I'm far from a Tesla fan myself, but one thing I found really cool are claims by friends who worked with Tesla is that they have a huge lead on mainstream car makers thanks to the fact they design and make a huge part of the cars and "stack" in-house. Rather than 80% of the car (and code) being built by 1st tier makers, packaged by 2nd tier and integrated by your 3rd tier provider, leading to very very slow iteration cycles. One friend even claimed they do continuous delivery on many parts of the hardware on a daily basis (meaning revisions are a frequent thing across the entire stack). I am not sure how much of this is true though.

  • > I'm far from a Tesla fan myself, but one thing I found really cool are claims by friends who worked with Tesla is that they have a huge lead on mainstream car makers thanks to the fact they design and make a huge part of the cars and "stack" in-house.

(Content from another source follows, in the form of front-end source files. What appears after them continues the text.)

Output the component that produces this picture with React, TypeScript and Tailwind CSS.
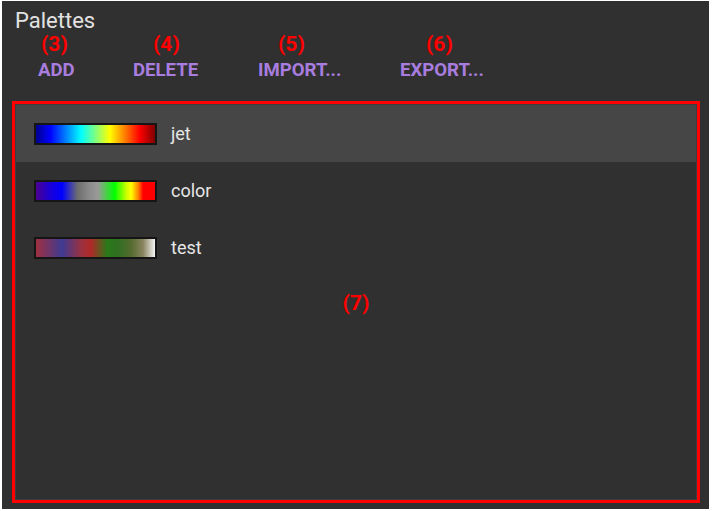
import React from "react";

const palettes = [
  {
    name: "jet",
    gradient:
      "linear-gradient(to right, #00008f 0%, #0000ff 12%, #00ffff 38%, #ffff00 62%, #ff0000 87%, #800000 100%)",
    active: true,
  },
  {
    name: "color",
    gradient:
      "linear-gradient(to right, #4b0090 0%, #1a00d8 12%, #0000ff 22%, #6e6e6e 35%, #8c8c8c 45%, #9a9a9a 52%, #00ff00 66%, #ccff00 76%, #ffff00 80%, #ff8000 86%, #ff0000 90%, #ff0000 100%)",
    active: false,
  },
  {
    name: "test",
    gradient:
      "linear-gradient(to right, #a03040 0%, #3e3a92 22%, #9a3040 38%, #b02828 46%, #2a7a1a 60%, #2e7020 68%, #556b2f 80%, #8a8460 90%, #f4f4f4 100%)",
    active: false,
  },
];

export default function App() {
  const font = { fontFamily: 'Roboto, "Liberation Sans", sans-serif' };
  return (
    <div className="w-[713px] h-[511px] bg-white pt-[1px] pl-[2px] pr-[4px] pb-[2px]" style={font}>
      <div className="w-full h-full bg-[#303030] flex flex-col">
        <div className="h-[30px] pl-[13px] pt-[8px] text-[22px] leading-[24px] text-[#e2e2e2]">
          Palettes
        </div>
        <div className="flex h-[26px] items-center pl-[39px] text-[21px] font-bold text-[#ff0000] leading-[24px]">
          <div className="w-[112px]">(3)</div>
          <div className="w-[125px]">(4)</div>
          <div className="w-[148px]">(5)</div>
          <div>(6)</div>
        </div>
        <div className="flex h-[26px] items-center pl-[36px] text-[18.6px] font-bold text-[#a87ddf] leading-[20px]">
          <div className="w-[95px]">ADD</div>
          <div className="w-[125px]">DELETE</div>
          <div className="w-[142px]">IMPORT...</div>
          <div>EXPORT...</div>
        </div>
        <div className="mt-[18px] ml-[10px] mr-[9px] mb-[6px] flex-1 border-[3px] border-[#ff0000] relative">
          <div className="w-full h-full border border-[#3d3d3d] bg-[#303030]">
            {palettes.map((p) => (
              <div
                key={p.name}
                className={`h-[57px] flex items-center pl-[18px] ${p.active ? "bg-[#464646]" : ""}`}
              >
                <div
                  className="w-[123px] h-[22px] border-2 border-[#151515]"
                  style={{ background: p.gradient }}
                />
                <span className="ml-[14px] text-[18px] text-[#e6e6e6]">{p.name}</span>
              </div>
            ))}
          </div>
          <div className="absolute inset-0 flex items-center justify-center pt-[4px] text-[21px] font-bold text-[#ff0000]">
            (7)
          </div>
        </div>
      </div>
    </div>
  );
}
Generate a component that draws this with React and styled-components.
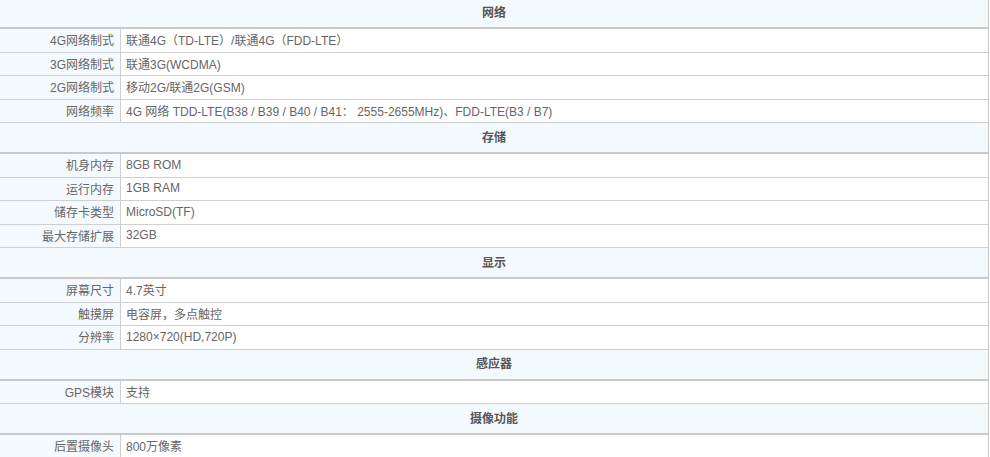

    That might be true, but it's not clear at all that it's good.

    Vertical integration carries risks because you now have to run your own end-to-end supply chain, which means you are also responsible for building diversification in that supply chain (as otherwise you end up with single points of failure), which is complex and expensive.

    I've heard similar claims about how cool it is that Tesla doesn't have dealerships, but the downside is they also have absolutely horrendous service.

    And this is ignoring the fact that how Tesla builds and sells their products is somewhat orthogonal to the question of product category disruption.

    No one would've called Apple disruptive if they made yet-another-flip-phone but just built and sold it differently.